----- Supplied material
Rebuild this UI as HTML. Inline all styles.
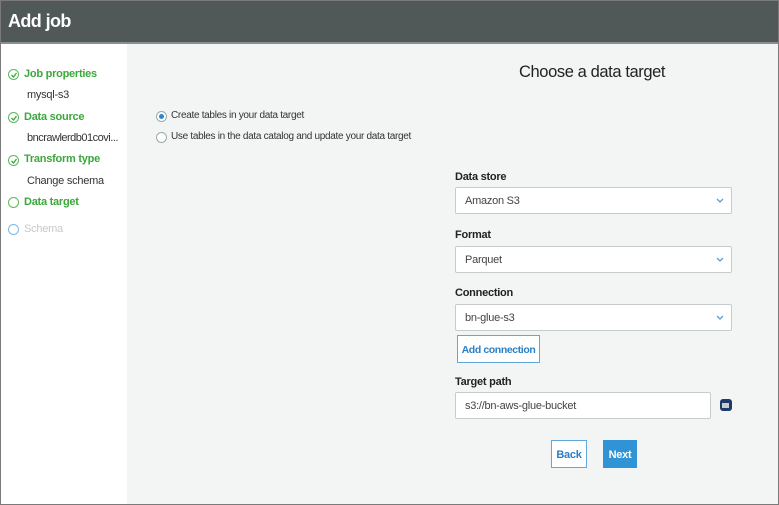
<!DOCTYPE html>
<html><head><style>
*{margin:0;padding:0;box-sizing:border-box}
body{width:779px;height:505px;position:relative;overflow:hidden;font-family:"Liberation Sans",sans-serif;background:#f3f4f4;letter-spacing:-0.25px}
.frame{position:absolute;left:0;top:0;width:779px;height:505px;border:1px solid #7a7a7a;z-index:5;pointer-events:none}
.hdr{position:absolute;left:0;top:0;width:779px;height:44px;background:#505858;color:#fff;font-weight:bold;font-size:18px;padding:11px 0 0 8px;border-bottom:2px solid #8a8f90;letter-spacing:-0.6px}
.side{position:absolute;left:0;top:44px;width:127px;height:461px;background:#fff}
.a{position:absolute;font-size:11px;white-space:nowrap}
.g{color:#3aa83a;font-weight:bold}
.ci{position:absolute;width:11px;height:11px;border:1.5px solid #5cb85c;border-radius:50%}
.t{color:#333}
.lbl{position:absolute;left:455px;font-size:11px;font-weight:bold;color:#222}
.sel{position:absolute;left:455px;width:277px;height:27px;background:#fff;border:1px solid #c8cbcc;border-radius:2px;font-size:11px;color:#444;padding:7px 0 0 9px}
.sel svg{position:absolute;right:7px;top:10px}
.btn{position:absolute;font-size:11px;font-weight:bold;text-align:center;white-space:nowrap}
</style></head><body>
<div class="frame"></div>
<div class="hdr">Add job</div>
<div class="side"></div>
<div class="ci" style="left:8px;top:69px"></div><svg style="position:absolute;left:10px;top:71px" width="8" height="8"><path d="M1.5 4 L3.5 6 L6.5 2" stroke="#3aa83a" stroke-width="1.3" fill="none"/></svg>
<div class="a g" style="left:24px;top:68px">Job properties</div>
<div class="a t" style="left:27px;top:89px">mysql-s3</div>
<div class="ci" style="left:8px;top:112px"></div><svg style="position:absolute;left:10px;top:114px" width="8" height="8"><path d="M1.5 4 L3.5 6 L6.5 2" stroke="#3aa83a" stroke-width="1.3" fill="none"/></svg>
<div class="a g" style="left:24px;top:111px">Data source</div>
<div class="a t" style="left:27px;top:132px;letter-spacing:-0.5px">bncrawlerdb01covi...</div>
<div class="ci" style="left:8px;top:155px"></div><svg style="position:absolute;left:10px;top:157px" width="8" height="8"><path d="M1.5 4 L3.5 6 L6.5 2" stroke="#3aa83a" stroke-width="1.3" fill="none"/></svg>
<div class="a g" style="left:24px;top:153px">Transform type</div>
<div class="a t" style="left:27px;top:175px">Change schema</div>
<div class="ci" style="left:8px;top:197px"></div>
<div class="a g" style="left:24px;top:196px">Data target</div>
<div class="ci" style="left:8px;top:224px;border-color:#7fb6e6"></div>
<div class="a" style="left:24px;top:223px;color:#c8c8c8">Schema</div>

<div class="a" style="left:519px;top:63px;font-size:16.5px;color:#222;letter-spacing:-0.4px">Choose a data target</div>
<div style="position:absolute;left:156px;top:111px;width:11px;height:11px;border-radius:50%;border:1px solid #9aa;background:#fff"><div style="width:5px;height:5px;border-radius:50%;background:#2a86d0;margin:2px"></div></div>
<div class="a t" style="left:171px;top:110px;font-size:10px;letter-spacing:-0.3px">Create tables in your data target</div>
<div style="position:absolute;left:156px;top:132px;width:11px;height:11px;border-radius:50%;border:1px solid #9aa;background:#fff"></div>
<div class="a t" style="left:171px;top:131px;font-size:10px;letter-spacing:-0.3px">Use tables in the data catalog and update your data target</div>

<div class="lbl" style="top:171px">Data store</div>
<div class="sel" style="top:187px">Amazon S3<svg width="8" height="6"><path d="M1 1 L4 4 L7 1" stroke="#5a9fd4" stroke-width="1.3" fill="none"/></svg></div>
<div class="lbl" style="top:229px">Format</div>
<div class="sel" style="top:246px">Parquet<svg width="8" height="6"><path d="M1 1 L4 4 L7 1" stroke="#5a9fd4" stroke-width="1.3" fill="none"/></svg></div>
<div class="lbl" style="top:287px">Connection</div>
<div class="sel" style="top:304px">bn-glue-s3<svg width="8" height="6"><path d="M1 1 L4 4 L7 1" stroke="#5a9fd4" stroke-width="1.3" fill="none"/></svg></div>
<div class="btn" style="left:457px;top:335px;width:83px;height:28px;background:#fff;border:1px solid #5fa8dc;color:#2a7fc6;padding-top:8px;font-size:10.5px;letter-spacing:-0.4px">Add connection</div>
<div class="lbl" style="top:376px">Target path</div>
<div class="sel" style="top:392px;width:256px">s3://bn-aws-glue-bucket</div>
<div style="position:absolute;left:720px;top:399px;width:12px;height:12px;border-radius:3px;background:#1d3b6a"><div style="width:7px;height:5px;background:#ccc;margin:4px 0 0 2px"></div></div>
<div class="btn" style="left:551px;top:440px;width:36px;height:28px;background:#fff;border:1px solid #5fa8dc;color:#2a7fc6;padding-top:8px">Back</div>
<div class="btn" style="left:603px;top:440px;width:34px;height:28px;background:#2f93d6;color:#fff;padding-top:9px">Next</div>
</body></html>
----------
» Job
Copy each line above precisely, dropping the pictures.

» Task answer
Rebuild this UI as HTML. Inline all styles.
<!DOCTYPE html>
<html><head><style>
*{margin:0;padding:0;box-sizing:border-box}
body{width:779px;height:505px;position:relative;overflow:hidden;font-family:"Liberation Sans",sans-serif;background:#f3f4f4;letter-spacing:-0.25px}
.frame{position:absolute;left:0;top:0;width:779px;height:505px;border:1px solid #7a7a7a;z-index:5;pointer-events:none}
.hdr{position:absolute;left:0;top:0;width:779px;height:44px;background:#505858;color:#fff;font-weight:bold;font-size:18px;padding:11px 0 0 8px;border-bottom:2px solid #8a8f90;letter-spacing:-0.6px}
.side{position:absolute;left:0;top:44px;width:127px;height:461px;background:#fff}
.a{position:absolute;font-size:11px;white-space:nowrap}
.g{color:#3aa83a;font-weight:bold}
.ci{position:absolute;width:11px;height:11px;border:1.5px solid #5cb85c;border-radius:50%}
.t{color:#333}
.lbl{position:absolute;left:455px;font-size:11px;font-weight:bold;color:#222}
.sel{position:absolute;left:455px;width:277px;height:27px;background:#fff;border:1px solid #c8cbcc;border-radius:2px;font-size:11px;color:#444;padding:7px 0 0 9px}
.sel svg{position:absolute;right:7px;top:10px}
.btn{position:absolute;font-size:11px;font-weight:bold;text-align:center;white-space:nowrap}
</style></head><body>
<div class="frame"></div>
<div class="hdr">Add job</div>
<div class="side"></div>
<div class="ci" style="left:8px;top:69px"></div><svg style="position:absolute;left:10px;top:71px" width="8" height="8"><path d="M1.5 4 L3.5 6 L6.5 2" stroke="#3aa83a" stroke-width="1.3" fill="none"/></svg>
<div class="a g" style="left:24px;top:68px">Job properties</div>
<div class="a t" style="left:27px;top:89px">mysql-s3</div>
<div class="ci" style="left:8px;top:112px"></div><svg style="position:absolute;left:10px;top:114px" width="8" height="8"><path d="M1.5 4 L3.5 6 L6.5 2" stroke="#3aa83a" stroke-width="1.3" fill="none"/></svg>
<div class="a g" style="left:24px;top:111px">Data source</div>
<div class="a t" style="left:27px;top:132px;letter-spacing:-0.5px">bncrawlerdb01covi...</div>
<div class="ci" style="left:8px;top:155px"></div><svg style="position:absolute;left:10px;top:157px" width="8" height="8"><path d="M1.5 4 L3.5 6 L6.5 2" stroke="#3aa83a" stroke-width="1.3" fill="none"/></svg>
<div class="a g" style="left:24px;top:153px">Transform type</div>
<div class="a t" style="left:27px;top:175px">Change schema</div>
<div class="ci" style="left:8px;top:197px"></div>
<div class="a g" style="left:24px;top:196px">Data target</div>
<div class="ci" style="left:8px;top:224px;border-color:#7fb6e6"></div>
<div class="a" style="left:24px;top:223px;color:#c8c8c8">Schema</div>

<div class="a" style="left:519px;top:63px;font-size:16.5px;color:#222;letter-spacing:-0.4px">Choose a data target</div>
<div style="position:absolute;left:156px;top:111px;width:11px;height:11px;border-radius:50%;border:1px solid #9aa;background:#fff"><div style="width:5px;height:5px;border-radius:50%;background:#2a86d0;margin:2px"></div></div>
<div class="a t" style="left:171px;top:110px;font-size:10px;letter-spacing:-0.3px">Create tables in your data target</div>
<div style="position:absolute;left:156px;top:132px;width:11px;height:11px;border-radius:50%;border:1px solid #9aa;background:#fff"></div>
<div class="a t" style="left:171px;top:131px;font-size:10px;letter-spacing:-0.3px">Use tables in the data catalog and update your data target</div>

<div class="lbl" style="top:171px">Data store</div>
<div class="sel" style="top:187px">Amazon S3<svg width="8" height="6"><path d="M1 1 L4 4 L7 1" stroke="#5a9fd4" stroke-width="1.3" fill="none"/></svg></div>
<div class="lbl" style="top:229px">Format</div>
<div class="sel" style="top:246px">Parquet<svg width="8" height="6"><path d="M1 1 L4 4 L7 1" stroke="#5a9fd4" stroke-width="1.3" fill="none"/></svg></div>
<div class="lbl" style="top:287px">Connection</div>
<div class="sel" style="top:304px">bn-glue-s3<svg width="8" height="6"><path d="M1 1 L4 4 L7 1" stroke="#5a9fd4" stroke-width="1.3" fill="none"/></svg></div>
<div class="btn" style="left:457px;top:335px;width:83px;height:28px;background:#fff;border:1px solid #5fa8dc;color:#2a7fc6;padding-top:8px;font-size:10.5px;letter-spacing:-0.4px">Add connection</div>
<div class="lbl" style="top:376px">Target path</div>
<div class="sel" style="top:392px;width:256px">s3://bn-aws-glue-bucket</div>
<div style="position:absolute;left:720px;top:399px;width:12px;height:12px;border-radius:3px;background:#1d3b6a"><div style="width:7px;height:5px;background:#ccc;margin:4px 0 0 2px"></div></div>
<div class="btn" style="left:551px;top:440px;width:36px;height:28px;background:#fff;border:1px solid #5fa8dc;color:#2a7fc6;padding-top:8px">Back</div>
<div class="btn" style="left:603px;top:440px;width:34px;height:28px;background:#2f93d6;color:#fff;padding-top:9px">Next</div>
</body></html>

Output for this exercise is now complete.